All indications are that PGC cops aren't getting any more clued-in to their perceived above-the-law attitude:
County police expressed frustration yesterday that the controversy over White's death seemed to be overshadowing the death of Findley, whose funeral is scheduled for tomorrow.

"We all understand that the death of this kid is tragic. However, his actions that led to him being in that predicament don't even begin to rise to the level of the sacrifice that Findley made," said Vince Canales, president of Fraternal Order of Police Lodge 89. "Everybody needs to take a minute and focus solely on putting him to rest. We'll get back to the investigation when we have properly buried Corporal Findley."

Ummm...maybe the attention being paid to Mr. White's death -- "this kid" according to Mr. Canales -- stems from the fact that state-sponsored lynchings are no longer in fashion. I'd go so far as to say that Officer Findley's sacrifice has been obscured and tarnished forever thanks to the actions of his colleagues. So Mr. Canales can thank his fellow lodge officers for that, if corrections officers get to be part of the FOP...I don't know. What I do know, is they've got a crook among them, and they'd better sort that out first.
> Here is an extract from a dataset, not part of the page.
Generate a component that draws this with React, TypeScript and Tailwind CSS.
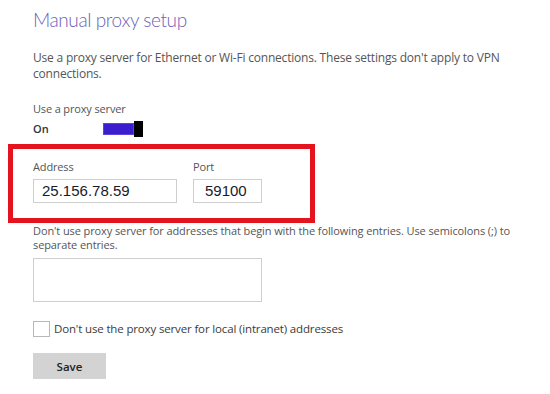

And what, by the way, is "that predicament" Mr. Canales alludes to? The predicament of being put to death unarmed in your jail cell? So basically, any arrestee who finds him or herself in jail ought to expect that perhaps a representative of the law will come by to kill him or her? Is this behavior to be expected in PGC? Is this the "rule of law" in PGC?

For the record, I don't think White's murder was an act of revenge by the cops. I think he was killed to shut him up.